Bythell does cheat a little in Seven Kinds of People You Find in Bookshops by throwing in an eighth genus but it is worth the titular sleight of hand.

This final unannounced genus are the staff, the loyal and often knowledgable footsoldiers of the bookshops whom Bythell says tend to suffer at the hands of their customers, largely in bookstores selling new books because second-hand bookshops tend to mostly be owner run.

While he has some fun with this group, referring to Student Hugos and Student Marys who work in stores during their summer breaks, and also, fittingly to second-hand booksellers, he is for the most part deferential to this group who usually know lots about books, love them and the sublime act of reading and who are too happy, in the best way possible, to share this love with their customers; in fact, many of the stories of the stories in this indication underscore how lucky we are to have these people are our book shopping disposal, and that it is amazing they haven’t run from their place of bookish employment screaming.

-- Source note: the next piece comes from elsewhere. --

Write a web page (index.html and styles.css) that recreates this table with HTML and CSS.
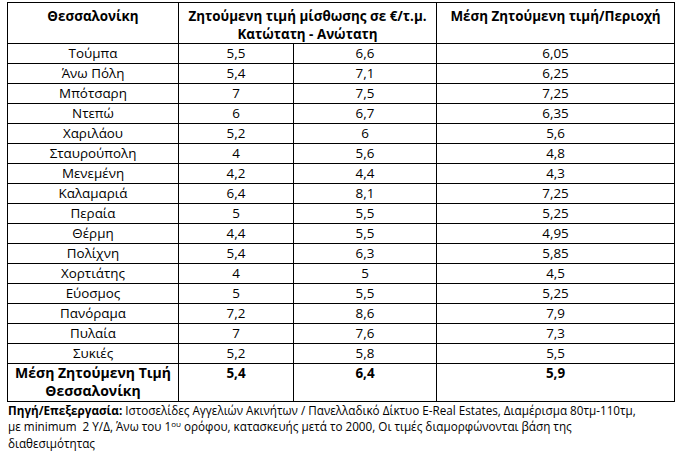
FILE: index.html
```html
<!DOCTYPE html>
<html lang="el">
<head>
<meta charset="utf-8">
<title>Θεσσαλονίκη - Ζητούμενες τιμές</title>
<link rel="stylesheet" href="styles.css">
</head>
<body>
<div class="page">
<table class="prices">
  <colgroup>
    <col class="c-area">
    <col class="c-min">
    <col class="c-max">
    <col class="c-avg">
  </colgroup>
  <thead>
    <tr class="head">
      <th>Θεσσαλονίκη</th>
      <th colspan="2">Ζητούμενη τιμή μίσθωσης σε €/τ.μ.<br>Κατώτατη - Ανώτατη</th>
      <th>Μέση Ζητούμενη τιμή/Περιοχή</th>
    </tr>
  </thead>
  <tbody>
    <tr><td>Τούμπα</td><td>5,5</td><td>6,6</td><td>6,05</td></tr>
    <tr><td>Άνω Πόλη</td><td>5,4</td><td>7,1</td><td>6,25</td></tr>
    <tr><td>Μπότσαρη</td><td>7</td><td>7,5</td><td>7,25</td></tr>
    <tr><td>Ντεπώ</td><td>6</td><td>6,7</td><td>6,35</td></tr>
    <tr><td>Χαριλάου</td><td>5,2</td><td>6</td><td>5,6</td></tr>
    <tr><td>Σταυρούπολη</td><td>4</td><td>5,6</td><td>4,8</td></tr>
    <tr><td>Μενεμένη</td><td>4,2</td><td>4,4</td><td>4,3</td></tr>
    <tr><td>Καλαμαριά</td><td>6,4</td><td>8,1</td><td>7,25</td></tr>
    <tr><td>Περαία</td><td>5</td><td>5,5</td><td>5,25</td></tr>
    <tr><td>Θέρμη</td><td>4,4</td><td>5,5</td><td>4,95</td></tr>
    <tr><td>Πολίχνη</td><td>5,4</td><td>6,3</td><td>5,85</td></tr>
    <tr><td>Χορτιάτης</td><td>4</td><td>5</td><td>4,5</td></tr>
    <tr><td>Εύοσμος</td><td>5</td><td>5,5</td><td>5,25</td></tr>
    <tr><td>Πανόραμα</td><td>7,2</td><td>8,6</td><td>7,9</td></tr>
    <tr><td>Πυλαία</td><td>7</td><td>7,6</td><td>7,3</td></tr>
    <tr><td>Συκιές</td><td>5,2</td><td>5,8</td><td>5,5</td></tr>
    <tr class="total">
      <th>Μέση Ζητούμενη Τιμή<br>Θεσσαλονίκη</th>
      <td>5,4</td><td>6,4</td><td>5,9</td>
    </tr>
  </tbody>
</table>
<p class="note"><b>Πηγή/Επεξεργασία:</b> Ιστοσελίδες Αγγελιών Ακινήτων / Πανελλαδικό Δίκτυο E-Real Estates, Διαμέρισμα 80τμ-110τμ,<br>με minimum &nbsp;2 Υ/Δ, Άνω του 1<sup>ου</sup> ορόφου, κατασκευής μετά το 2000, Οι τιμές διαμορφώνονται βάση της<br>διαθεσιμότητας</p>
</div>
</body>
</html>
```

FILE: styles.css
```css
html, body {
  margin: 0;
  padding: 0;
  background: #ffffff;
}

body {
  font-family: "Open Sans", "Noto Sans", sans-serif;
  color: #000000;
}

.page {
  padding: 2px 0 0 7px;
  width: 667px;
}

.prices {
  width: 667px;
  border-collapse: collapse;
  table-layout: fixed;
  font-size: 13.4px;
}

.c-area { width: 171px; }
.c-min { width: 115px; }
.c-max { width: 143px; }
.c-avg { width: 238px; }

.prices th,
.prices td {
  border: 1px solid #000000;
  text-align: center;
  padding: 0;
}

.prices td {
  height: 19px;
  line-height: 19px;
  vertical-align: middle;
}

.head th {
  height: 40px;
  vertical-align: top;
  font-weight: 700;
  line-height: 18px;
  padding-top: 4px;
  box-sizing: border-box;
}

.total th,
.total td {
  font-weight: 700;
  vertical-align: top;
  height: 37px;
}

.total th {
  line-height: 18px;
  font-size: 14px;
  padding-top: 0;
}

.total td {
  line-height: 18px;
  padding-top: 0;
}

.note {
  margin: 0;
  padding: 0 0 0 1px;
  font-size: 11.7px;
  line-height: 16.3px;
  white-space: nowrap;
}

.note sup {
  font-size: 8px;
  line-height: 0;
  vertical-align: 4px;
}
```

There is a love letter of sorts in the postscript to the perfect customer, that rare breed who love their particular type of book, and for whom “a day spent in a second-hand bookshop [is] a day well spent”, and who whether they are sci-fi fans or railway enthusiasts or “normal people” (those who wander in, find books they are delighted to find, and pay without any negotiation or difficulty), are a joy to have in any bookshop.

It is clear that for all his witty curmudgeonly observations, all of which are cleverly and non-damningly articulated, Bythell loves what he does and the majority of people with whom he interacts, his love for bookshops infusing every page in Seven Kinds of People You Find in Bookshops which for all the fun it has with various sorts of customers, functions ultimately as a gloriously effusive paean to bookshops and the way they enrich everyone’s lives, even if not all of their customers return the favour.